Des chercheurs de l’Université de Tel-Aviv et du Centre médical Sheba, sous la direction des Prof. Tamar Geiger et Gal Markel et du Dr. Michal Harel de la Faculté de médecine de l’université, ont découvert un mécanisme central expliquant la résistance du mélanome métastatique à l’immunothérapie, approche thérapeutique qui mobilise le système immunitaire du patient contre ses cellules cancéreuses. Selon les chercheurs, cette découverte pourrait conduire à l’élaboration de nouvelles approches qui permettront au plus grand nombre de malades possible de réagir à l’immunothérapie.
« Ces dernières années, l’immunothérapie, approche thérapeutique qui mobilise le système immunitaire du patient contre ses propres cellules cancéreuses, fait l’objet d’une utilisation développée », explique le Prof. Markel, oncologue principal et directeur scientifique de l’Institut d’immunobiologie et du mélanome du Centre médical Sheba, où sont traités la plupart des patients atteins du mélanome en Israël. « Ces traitements qui se sont avérés très efficaces pour certains patients ont provoqué une véritable révolution en oncologie. Malheureusement un tiers des malades seulement y réagissent et il est absolument nécessaire de comprendre pourquoi: pouvons-nous prévoir quels sont les patients qui réagiront ou non aux traitements, ou peut-être changer quelque chose pour augmenter les taux de réactivité ? ».
Comment les cellules cancéreuses se dissimulent du système immunitaire
« Dans notre étude, nous nous sommes concentrés sur le mélanome métastatique, qui n’avait pas de traitement efficace jusqu’à ces dernières années.
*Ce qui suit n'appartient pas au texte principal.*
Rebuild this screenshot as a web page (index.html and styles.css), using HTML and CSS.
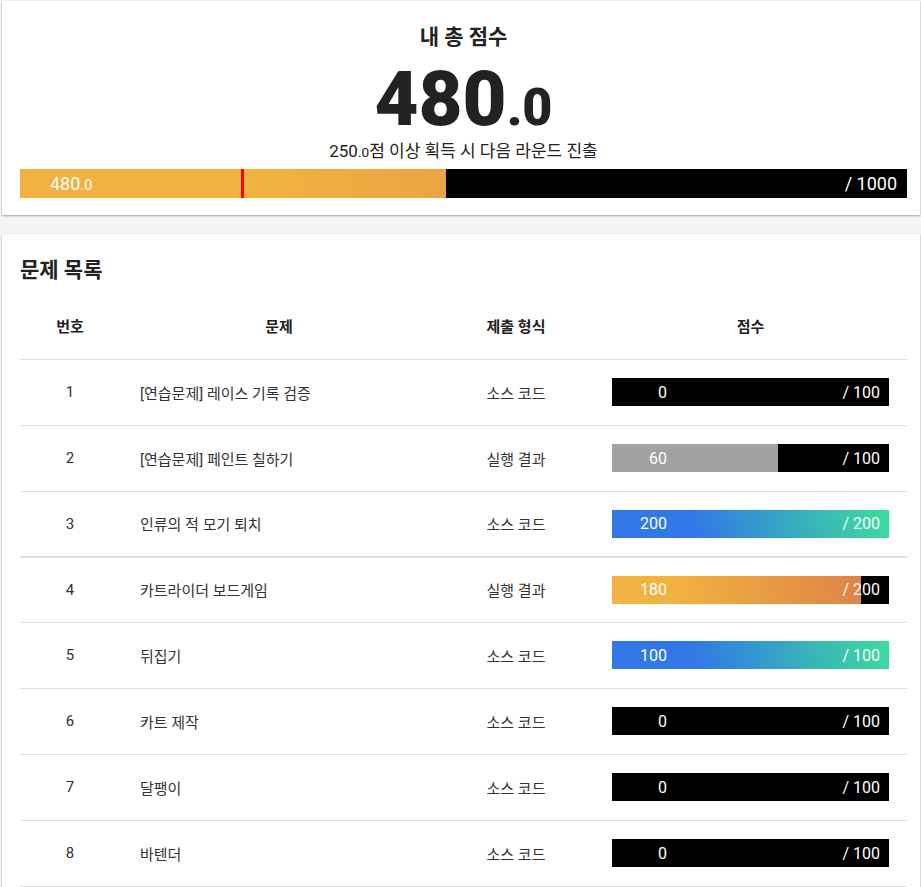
FILE: index.html
```html
<!DOCTYPE html>
<html lang="ko">
<head>
<meta charset="utf-8">
<title>내 총 점수</title>
<link rel="stylesheet" href="styles.css">
</head>
<body>
<section class="card summary">
  <h1 class="summary-title">내 총 점수</h1>
  <div class="total">480<span class="dec">.0</span></div>
  <p class="cutline">250<span class="dec-s">.0</span>점 이상 획득 시 다음 라운드 진출</p>
  <div class="bar bar-big">
    <div class="fill fill-orange-big" style="width:48%"></div>
    <div class="marker" style="left:25%"></div>
    <div class="bar-labels big-labels">
      <span class="big-value">480<span class="dec-s">.0</span></span>
      <span class="max">/ 1000</span>
    </div>
  </div>
</section>

<section class="card problems">
  <h2 class="problems-title">문제 목록</h2>
  <table class="ptable">
    <colgroup>
      <col class="c-no"><col class="c-name"><col class="c-type"><col class="c-score">
    </colgroup>
    <thead>
      <tr><th>번호</th><th>문제</th><th>제출 형식</th><th>점수</th></tr>
    </thead>
    <tbody>
      <tr>
        <td class="no">1</td><td class="name">[연습문제] 레이스 기록 검증</td><td class="type">소스 코드</td>
        <td class="score"><div class="bar"><div class="bar-labels"><span class="val">0</span><span class="max">/ 100</span></div></div></td>
      </tr>
      <tr>
        <td class="no">2</td><td class="name">[연습문제] 페인트 칠하기</td><td class="type">실행 결과</td>
        <td class="score"><div class="bar"><div class="fill fill-gray" style="width:60%"></div><div class="bar-labels"><span class="val">60</span><span class="max">/ 100</span></div></div></td>
      </tr>
      <tr class="sep">
        <td class="no">3</td><td class="name">인류의 적 모기 퇴치</td><td class="type">소스 코드</td>
        <td class="score"><div class="bar"><div class="fill fill-blue" style="width:100%"></div><div class="bar-labels"><span class="val">200</span><span class="max">/ 200</span></div></div></td>
      </tr>
      <tr>
        <td class="no">4</td><td class="name">카트라이더 보드게임</td><td class="type">실행 결과</td>
        <td class="score"><div class="bar"><div class="fill fill-orange" style="width:90%"></div><div class="bar-labels"><span class="val">180</span><span class="max">/ 200</span></div></div></td>
      </tr>
      <tr>
        <td class="no">5</td><td class="name">뒤집기</td><td class="type">소스 코드</td>
        <td class="score"><div class="bar"><div class="fill fill-blue" style="width:100%"></div><div class="bar-labels"><span class="val">100</span><span class="max">/ 100</span></div></div></td>
      </tr>
      <tr>
        <td class="no">6</td><td class="name">카트 제작</td><td class="type">소스 코드</td>
        <td class="score"><div class="bar"><div class="bar-labels"><span class="val">0</span><span class="max">/ 100</span></div></div></td>
      </tr>
      <tr>
        <td class="no">7</td><td class="name">달팽이</td><td class="type">소스 코드</td>
        <td class="score"><div class="bar"><div class="bar-labels"><span class="val">0</span><span class="max">/ 100</span></div></div></td>
      </tr>
      <tr>
        <td class="no">8</td><td class="name">바텐더</td><td class="type">소스 코드</td>
        <td class="score"><div class="bar"><div class="bar-labels"><span class="val">0</span><span class="max">/ 100</span></div></div></td>
      </tr>
    </tbody>
  </table>
</section>
</body>
</html>
```

FILE: styles.css
```css
* { box-sizing: border-box; }
html, body { margin: 0; padding: 0; }
body {
  background: #f5f5f5;
  padding: 1px 1px 0 2px;
  font-family: Roboto, "Noto Sans CJK KR", "Noto Sans", sans-serif;
  color: #222;
}
.card {
  background: #fff;
  box-shadow: 0 1px 2px rgba(0,0,0,0.35);
}
.summary {
  display: flex;
  flex-direction: column;
  align-items: center;
  padding: 22px 13px 17px 18px;
}
.summary-title {
  margin: 0;
  font-size: 21px;
  line-height: 28px;
  font-weight: 700;
  color: #222;
}
.total {
  margin-top: 11px;
  font-size: 76px;
  line-height: 74px;
  font-weight: 900;
  color: #222;
}
.total .dec { font-size: 52px; line-height: 1; }
.cutline {
  margin: 3px 0 0;
  font-size: 17px;
  line-height: 24px;
  color: #222;
}
.dec-s { font-size: 0.8em; line-height: 1; }
.bar {
  position: relative;
  background: #000;
  height: 28px;
  width: 100%;
  overflow: hidden;
}
.bar-big { margin-top: 6px; height: 29px; }
.fill {
  position: absolute;
  left: 0; top: 0; bottom: 0;
}
.fill-orange-big { background: linear-gradient(80deg, #f1b23f 55%, #eba443 100%); }
.fill-orange { background: linear-gradient(80deg, #f1b23f 25%, #dd8447 100%); }
.fill-gray { background: #a2a2a2; }
.fill-blue { background: linear-gradient(75deg, #3178e6 30%, #3ddd9b 100%); }
.marker {
  position: absolute;
  top: 0; bottom: 0;
  width: 3px;
  margin-left: -1px;
  background: #ff0000;
}
.bar-labels {
  position: relative;
  height: 100%;
  display: flex;
  align-items: center;
  justify-content: space-between;
  color: #fff;
  font-size: 16px;
  padding-right: 9px;
}
.big-labels { font-size: 18px; padding-left: 30px; padding-right: 10px; }
.val { width: 55px; text-align: right; }
.problems {
  margin-top: 19px;
  padding: 22px 13px 0 18px;
}
.problems-title {
  margin: 0 0 9px;
  font-size: 21px;
  line-height: 28px;
  font-weight: 700;
  color: #222;
}
.ptable {
  width: 100%;
  border-collapse: collapse;
  table-layout: fixed;
  font-size: 15px;
}
.c-no { width: 100px; }
.c-name { width: 318px; }
.c-type { width: 156px; }
.c-score { width: 313px; }
.ptable th {
  height: 66px;
  font-weight: 700;
  color: #222;
  text-align: center;
  border-bottom: 1px solid #e0e0e0;
}
.ptable td {
  height: 66px;
  color: #333;
  border-bottom: 1px solid #e0e0e0;
  vertical-align: middle;
}
.ptable tr.sep td { border-bottom-width: 2px; }
.ptable tr.sep + tr td { height: 65px; }
.no { text-align: center; }
.name { padding-left: 20px; }
.type { text-align: center; }
.score { padding: 0 18px; }
```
Aujourd’hui, l’immunothérapie entraîne une récession importante de la maladie pouvant durer plusieurs années chez environ un tiers des patients. Il était clair pour nous que la comparaison entre des échantillons de tumeurs de mélanome prélevés avant le début du traitement chez des malades pour qui le traitement a marché et chez d’autres pour qui il a échoué, constituerait un élément clé de réponse. La question était: quelle comparaison effectuer », souligne le Prof. Markel.
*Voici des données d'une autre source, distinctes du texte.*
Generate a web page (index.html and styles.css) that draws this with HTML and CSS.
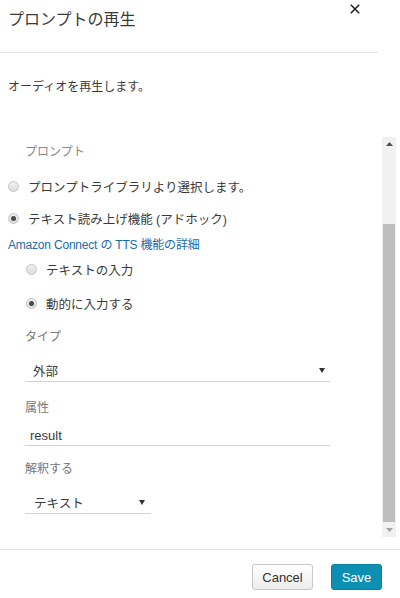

Pour réaliser cette analyse, les chercheurs ont prélevé des échantillons de métastases de mélanome chez 116 patients, et ont utilisé des méthodes dites protéomiques (qui étudient l’ensemble des protéines d’une cellule) pour effectuer une comparaison globale de la composition de leurs protéines. « Dans le laboratoire de protéomique, nous utilisons un appareil appelé spectromètre de masse, qui nous permet de cartographier des milliers de protéines », explique le Prof. Tamar Geiger, responsable du laboratoire de protéomique de la Faculté de médecine de l’Université de Tel-Aviv. « Nous effectuons ensuite une analyse informatique des résultats. De cette manière, nous pouvons savoir exactement quelles protéines de chaque type sont présentes dans un échantillon particulier et en quelle quantité ».
Ainsi les chercheurs ont-ils découvert que, chez les patients ayant réagi à l’immunothérapie, on trouve une plus grande quantité de protéines responsables de la production d’énergie à partir des acides gras. « Nous avons constaté que ce processus améliore le mécanisme d’identification des cellules de mélanome par le système immunitaire, qui peut ainsi les découvrir et les attaque efficacement », explique le Prof. Geiger.
Pour corroborer ces résultats, les chercheurs ont utilisé des techniques d’ingénierie génétique pour désactiver en laboratoire les protéines associées à la production d’énergie provenant d’acides gras dans des cellules de mélanome. Ils ont pu constater dans ce cas une diminution du taux de destruction des cellules de mélanome par les cellules T du système immunitaire. Ces effets ont également été testés sur des modèles murins grâce à une collaboration avec le Salk Institute de San Diego et la Faculté de médecine de l’Université de Yale aux Etats-unis. « Nous avons constaté que la désactivation de ce mécanisme permet aux cellules cancéreuses de se dissimuler des cellules T du système immunitaire qui sont sensées les identifier et les détruire », explique le Prof. Geiger. « En conséquence, le cancer se développe beaucoup plus rapidement ».
« Nous avons donc identifié une différence significative dans le mécanisme biologique des cellules de mélanome entre les patients qui vivent des années grâce à l’immunothérapie et ceux qui ne sont absolument pas affectés par le traitement », conclut-elle. « Il se peut que cette découverte soit également valable pour toute une variété d’autres tumeurs malignes », ajoute le Prof. Markel. « Dans nos prochaines études, nous verrons comment utiliser ces résultats pour améliorer la réponse à l’immunothérapie et élargir le cercle des patients bénéficiant de ces traitements. Nous travaillerons également à la mise au point d’une méthode permettant de prévoir à l’avance chez quels patients le traitement sera susceptible de réussir ou d’échouer ».